Jack Wilson is a hero.
He’s also — to me — a miracle.
Or, what he did was.
While attending a service December 29th at the West Freeway Church of Christ in White Settlement, Texas, Jack was faced with the unimaginable: Suddenly, the sound of shotgun fire rang through the sanctuary (see more here and here).
Someone had been shot.
Then, another blast. Victim #2.
People were screaming.
Somehow, as if he’d lived through this same scenario a million times, Jack responded immediately by simply drawing his gun, planting his feet, taking aim at the shooter — who was far away…
He fired once.
Right into the assailant’s head.
In case you missed it:
NEW: Video shows man opening fire at Texas church before he is shot by a security guard; 2 dead, 1 critical (blurred to hide victims, viewer discretion is advised) pic.twitter.com/hulXR7MYIy
— BNO News (@BNONews) December 29, 2019
Well, now there’s a new video of Jack.
Wilson released a message Sunday, courtesy of Turning Point USA.
It’s simple: Be prepared.
To defend yourself.
Unsurprisingly, Jack spent six years in the Texas Army National Guard, and he owned his own firearms instruction business for 21 years. Also: thirty years dealing with the Department of Defense.
In the video, Jack says, “There is evil in the world. Be prepared to protect yourself.”
“It doesn’t start at that moment that you need to be able to protect yourself,” he explains.
You need to have gotten ready:
“You have to learn. Choose a firearm that you’re comfortable with. Become proficient with it. Train with it.”
Jack believes the ol’ 2A is what liberty’s all about:
“Without the 2nd Amendment — my opinion, very strongly — you will lose all other rights.”
But a gun is just a tool:
“The firearm is not the evil thing. The person behind it is either good or evil. It’s not a firearm issue; it is a person issue.”
As it turns out, the security crew at church was already watching soon-to-be murderer Keith Thomas Kinnunen.
“When the individual came into the building, it was obvious that he did have a wig and a fake beard on. We observed the individual. We were watching the individual.”
Jack had the audiovisual room train a camera on him.
And right at the start of the service, hell overtook the church. Or tried.
“The individual got up, and that’s when he turned with the shotgun. … [Victim Richard White] told him, ‘Drop the gun, drop the gun.’ I had people in front of me that, you know, that prevented me from taking a body shot, a torso shot.”
What do you do when that’s the case?
If you’re an expert marksman, it’s this:
“The only shot I had was the headshot.”
Jack makes clear how quickly everything can change:
“From the time the individual turned with the gun in his hand ’til I was over him was a total of six seconds.”
It would’ve been a lot longer if not for his defensive due diligence.
The prepared man’s a shepherd watching over the flock:
“I don’t see myself as a hero.

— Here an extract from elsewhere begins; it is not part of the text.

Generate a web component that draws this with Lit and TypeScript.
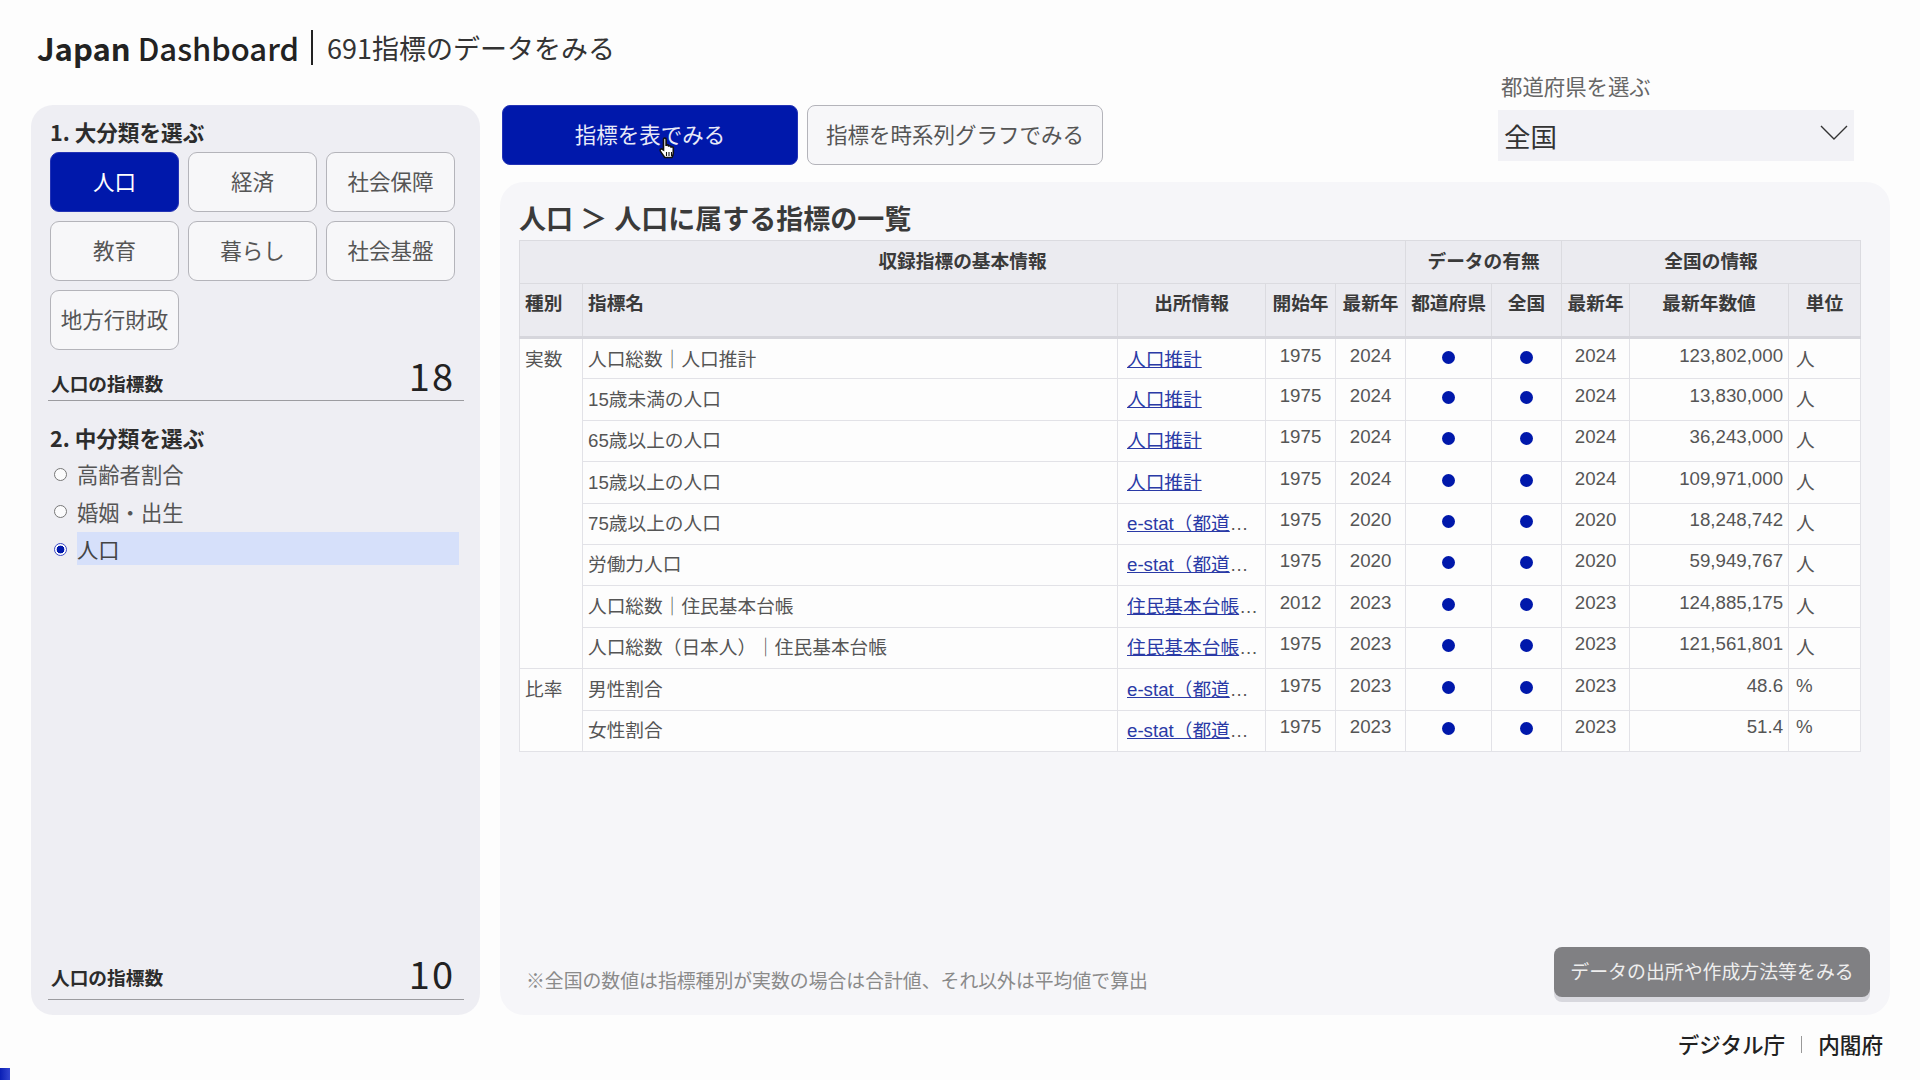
import { LitElement, html, css } from "lit";
import { customElement } from "lit/decorators.js";

const categories = ["人口", "経済", "社会保障", "教育", "暮らし", "社会基盤", "地方行財政"];
const subCategories = ["高齢者割合", "婚姻・出生", "人口"];

const suikei = { text: "人口推計", more: false };
const estat = { text: "e-stat（都道", more: true };
const juki = { text: "住民基本台帳", more: true };

const rows = [
  { type: "実数", span: 8, name: "人口総数｜人口推計", src: suikei, start: 1975, end: 2024, value: "123,802,000", unit: "人" },
  { name: "15歳未満の人口", src: suikei, start: 1975, end: 2024, value: "13,830,000", unit: "人" },
  { name: "65歳以上の人口", src: suikei, start: 1975, end: 2024, value: "36,243,000", unit: "人" },
  { name: "15歳以上の人口", src: suikei, start: 1975, end: 2024, value: "109,971,000", unit: "人" },
  { name: "75歳以上の人口", src: estat, start: 1975, end: 2020, value: "18,248,742", unit: "人" },
  { name: "労働力人口", src: estat, start: 1975, end: 2020, value: "59,949,767", unit: "人" },
  { name: "人口総数｜住民基本台帳", src: juki, start: 2012, end: 2023, value: "124,885,175", unit: "人" },
  { name: "人口総数（日本人）｜住民基本台帳", src: juki, start: 1975, end: 2023, value: "121,561,801", unit: "人" },
  { type: "比率", span: 2, name: "男性割合", src: estat, start: 1975, end: 2023, value: "48.6", unit: "%" },
  { name: "女性割合", src: estat, start: 1975, end: 2023, value: "51.4", unit: "%" },
];

@customElement("app-root")
export class AppRoot extends LitElement {
  static styles = css`
    :host {
      display: block;
      position: relative;
      width: 1920px;
      height: 1080px;
      overflow: hidden;
      background: #fdfdfd;
      color: #333;
      font-family: "Noto Sans CJK JP", "Noto Sans", sans-serif;
    }

    .title {
      display: flex;
      align-items: center;
      height: 44px;
      padding: 25px 0 1px 37px;
      font-size: 27px;
      color: #333;
    }
    .title b {
      font-weight: 700;
      color: #222;
    }
    .title .brand {
      font-size: 31px;
      font-weight: 500;
      color: #222;
    }
    .title .sep {
      width: 2px;
      height: 35px;
      margin: 0 14px 0 12px;
      background: #222;
    }

    .body {
      display: grid;
      grid-template-columns: 449px 1390px;
      column-gap: 20px;
      height: 910px;
      margin-top: 35px;
      padding-left: 31px;
    }

    .side {
      display: flex;
      flex-direction: column;
      padding: 13px 21px 15px 19px;
      border-radius: 22px;
      background: #eeeef3;
    }
    .side h3 {
      margin: 0;
      font-size: 21.6px;
      line-height: 28px;
      font-weight: 700;
      color: #2c2c2c;
    }
    .cats {
      display: grid;
      grid-template-columns: repeat(3, 129px);
      grid-auto-rows: 60px;
      gap: 9px;
      margin-top: 6px;
    }
    .cat {
      display: flex;
      align-items: center;
      justify-content: center;
      padding-bottom: 4px;
      border: 1.5px solid #b4b4ba;
      border-radius: 9px;
      background: #f7f7f9;
      font-size: 21.5px;
      color: #555;
      box-sizing: border-box;
    }
    .cat.on {
      border-color: #2433b5;
      background: #0018ab;
      color: #fff;
    }

    .metric {
      display: flex;
      align-items: flex-end;
      justify-content: space-between;
      width: 416px;
      box-sizing: border-box;
      margin-left: -2px;
      padding: 0 9px 3px 3px;
      border-bottom: 1.5px solid #9c9ca0;
    }
    .metric.top {
      margin-top: 3px;
      margin-bottom: 23px;
    }
    .metric.bottom {
      margin-top: auto;
      padding-bottom: 4px;
    }
    .metric.bottom span {
      margin-bottom: 4px;
    }
    .metric span {
      font-size: 18.7px;
      line-height: 28px;
      font-weight: 700;
      color: #2c2c2c;
    }
    .metric strong {
      font-size: 38px;
      line-height: 44px;
      font-weight: 400;
      letter-spacing: 2px;
      color: #222;
    }

    .radios {
      display: flex;
      flex-direction: column;
      gap: 4.5px;
      margin: 5px 0 0 4px;
    }
    .radio {
      display: flex;
      align-items: center;
      gap: 10px;
      height: 33px;
      font-size: 21.3px;
      color: #555;
    }
    .radio i {
      flex: none;
      width: 13px;
      height: 13px;
      margin-top: 1px;
      box-sizing: border-box;
      border: 1.3px solid #777;
      border-radius: 50%;
      background: #fbfbfc;
    }
    .radio.on i {
      border-color: #3a49c4;
      background: radial-gradient(circle, #0018ab 0 3.6px, #fff 4.2px);
    }
    .radio label {
      flex: 1;
      line-height: 33px;
    }
    .radio.on label {
      background: #d6e0fa;
      color: #444;
    }

    .main {
      display: flex;
      flex-direction: column;
      min-width: 0;
    }
    .tabs {
      display: flex;
      gap: 9px;
      height: 60px;
      padding-left: 2px;
    }
    .tab {
      position: relative;
      display: flex;
      align-items: center;
      justify-content: center;
      width: 296px;
      box-sizing: border-box;
      padding-bottom: 3px;
      border: 1.5px solid #b4b4ba;
      border-radius: 8px;
      background: #f7f7f9;
      font-size: 21.5px;
      color: #555;
    }
    .tab.on {
      border-color: #2433b5;
      background: #0018ab;
      color: #e8eaf8;
    }
    .hand {
      position: absolute;
      left: 154px;
      top: 30px;
    }
    .pick {
      margin: -30px 36px 0 auto;
    }
    .pick label {
      display: block;
      height: 30px;
      margin: -5px 0 10px 3px;
      font-size: 21.4px;
      line-height: 32px;
      color: #666;
    }
    .select {
      display: flex;
      align-items: center;
      justify-content: space-between;
      width: 356px;
      height: 51px;
      box-sizing: border-box;
      padding: 0 6px;
      background: #f2f2f6;
      font-size: 26.5px;
      color: #333;
    }
    .select svg {
      margin-top: -6px;
    }

    .panel {
      display: flex;
      flex-direction: column;
      flex: 1;
      margin-top: 17px;
      padding: 18px 20px 18px 19px;
      border-radius: 24px;
      background: #f6f6f9;
    }
    .panel h2 {
      margin: 0 0 4px;
      font-size: 27px;
      line-height: 36px;
      font-weight: 700;
      word-spacing: 1px;
      color: #3a3a3a;
    }

    table {
      table-layout: fixed;
      width: 1341px;
      border-collapse: collapse;
      font-family: "Liberation Sans", "Noto Sans CJK JP", sans-serif;
      font-size: 18.7px;
      line-height: 24px;
      color: #555;
    }
    th,
    td {
      padding: 0 5px;
      box-sizing: border-box;
      border: 1.5px solid #e2e2e7;
      white-space: nowrap;
    }
    th {
      background: #ebebf0;
      font-weight: 700;
      color: #3a3a3a;
      border-color: #dbdbe0;
      text-align: center;
    }
    .group th {
      height: 43px;
    }
    .cols th {
      height: 54px;
      padding-top: 8px;
      vertical-align: top;
      border-bottom: 3px solid #d6d6dc;
    }
    th.left {
      text-align: left;
    }
    td {
      height: 41.4px;
      padding-top: 8.5px;
      vertical-align: top;
      background: #fdfdfd;
    }
    td.num {
      padding-top: 4.5px;
      text-align: center;
      color: #555;
    }
    td.val {
      padding: 4.5px 5px 0 0;
      text-align: right;
      color: #555;
    }
    td.unit {
      padding-left: 7px;
    }
    td.unit.pct {
      padding-top: 4.5px;
    }
    td.src {
      padding-left: 9px;
      padding-right: 0;
    }
    td.src a {
      color: #2a3aa6;
      text-decoration: underline;
    }
    .dot {
      display: inline-block;
      width: 13px;
      height: 13px;
      margin-top: 7px;
      border-radius: 50%;
      background: #0018ab;
    }

    .bottom-row {
      display: flex;
      align-items: flex-end;
      justify-content: space-between;
      margin-top: auto;
    }
    .note {
      padding: 0 0 4px 7px;
      font-size: 18.85px;
      line-height: 26px;
      color: #8a8a8a;
    }
    .more {
      display: flex;
      align-items: center;
      justify-content: center;
      width: 316px;
      height: 50px;
      box-sizing: border-box;
      padding-bottom: 3px;
      border-radius: 8px;
      background: #808083;
      box-shadow: 0 5px 0 #d8d8de;
      font-size: 18.9px;
      color: #eee;
    }

    .foot {
      display: flex;
      align-items: center;
      justify-content: flex-end;
      gap: 16px;
      margin-top: 16px;
      padding-right: 37px;
      font-size: 21.6px;
      line-height: 26px;
      font-weight: 500;
      color: #222;
    }
    .foot i {
      width: 1px;
      height: 17px;
      background: #999;
    }

    .progress {
      position: absolute;
      left: 0;
      bottom: 0;
      width: 10px;
      height: 12px;
      background: linear-gradient(90deg, #0a1fb5, #3346d0);
    }
  `;

  render() {
    return html`
      <div class="title">
        <span class="brand"><b>Japan</b> Dashboard</span>
        <span class="sep"></span>
        <span>691指標のデータをみる</span>
      </div>
      <div class="body">
        <aside class="side">
          <h3>1. 大分類を選ぶ</h3>
          <div class="cats">
            ${categories.map(
              (c, i) => html`<div class="cat ${i === 0 ? "on" : ""}">${c}</div>`
            )}
          </div>
          <div class="metric top"><span>人口の指標数</span><strong>18</strong></div>
          <h3>2. 中分類を選ぶ</h3>
          <div class="radios">
            ${subCategories.map(
              (s, i) => html`<div class="radio ${i === 2 ? "on" : ""}">
                <i></i><label>${s}</label>
              </div>`
            )}
          </div>
          <div class="metric bottom"><span>人口の指標数</span><strong>10</strong></div>
        </aside>
        <main class="main">
          <div class="tabs">
            <div class="tab on">
              指標を表でみる
              <svg class="hand" width="20" height="24" viewBox="0 0 20 24">
                <path
                  d="M6.5 14V3.2c0-1.7 2.6-1.7 2.6 0V10c0-1.5 2.5-1.5 2.5 0v.8c0-1.4 2.4-1.4 2.4 0v.9c0-1.3 2.3-1.3 2.3 0v5.4c0 2-.9 3-1.4 4.4H7.7c-.8-1.6-2-2.9-4.3-6.4-1-1.6 1-3 2.1-1.7z"
                  fill="#fff"
                  stroke="#111"
                  stroke-width="1.6"
                />
                <path d="M9.5 16v4M12 16v4M14.5 16v4" stroke="#111" stroke-width="1.1" />
              </svg>
            </div>
            <div class="tab">指標を時系列グラフでみる</div>
            <div class="pick">
              <label>都道府県を選ぶ</label>
              <div class="select">
                全国
                <svg width="28" height="15" viewBox="0 0 28 15">
                  <path d="M1 1l13 13L27 1" fill="none" stroke="#333" stroke-width="1.4" />
                </svg>
              </div>
            </div>
          </div>
          <section class="panel">
            <h2>人口 ＞ 人口に属する指標の一覧</h2>
            <table>
              <colgroup>
                ${[63, 535, 148, 70, 70, 86, 70, 68, 159, 72].map(
                  (w) => html`<col style="width:${w}px" />`
                )}
              </colgroup>
              <thead>
                <tr class="group">
                  <th colspan="5">収録指標の基本情報</th>
                  <th colspan="2">データの有無</th>
                  <th colspan="3">全国の情報</th>
                </tr>
                <tr class="cols">
                  <th class="left">種別</th>
                  <th class="left">指標名</th>
                  <th>出所情報</th>
                  <th>開始年</th>
                  <th>最新年</th>
                  <th>都道府県</th>
                  <th>全国</th>
                  <th>最新年</th>
                  <th>最新年数値</th>
                  <th>単位</th>
                </tr>
              </thead>
              <tbody>
                ${rows.map(
                  (r) => html`<tr>
                    ${r.type ? html`<td rowspan=${r.span!}>${r.type}</td>` : ""}
                    <td>${r.name}</td>
                    <td class="src"><a href="#">${r.src.text}</a>${r.src.more ? "…" : ""}</td>
                    <td class="num">${r.start}</td>
                    <td class="num">${r.end}</td>
                    <td class="num"><span class="dot"></span></td>
                    <td class="num"><span class="dot"></span></td>
                    <td class="num">${r.end}</td>
                    <td class="val">${r.value}</td>
                    <td class="unit ${r.unit === "%" ? "pct" : ""}">${r.unit}</td>
                  </tr>`
                )}
              </tbody>
            </table>
            <div class="bottom-row">
              <div class="note">※全国の数値は指標種別が実数の場合は合計値、それ以外は平均値で算出</div>
              <div class="more">データの出所や作成方法等をみる</div>
            </div>
          </section>
        </main>
      </div>
      <footer class="foot"><span>デジタル庁</span><i></i><span>内閣府</span></footer>
      <div class="progress"></div>
    `;
  }
}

My role is more of a protector.”
We need protectors. Because:
“Evil exists in multiple facets all over the country, all over the world.”
To Jack, it wasn’t personal. It was spiritual:
“We’re all in mourning for the loss of Richard and [Tony Wallace]. … And trying to understand what happened. But I don’t feel like I killed an individual. I killed evil. I took out evil.”
The video closes with a profound statement:
“Because of Jack Wilson’s bravery, a mass shooting of Christians was prevented.”
It certainly was.
“Thank you, Jack,” it reads.
Yes, Jack — thank you.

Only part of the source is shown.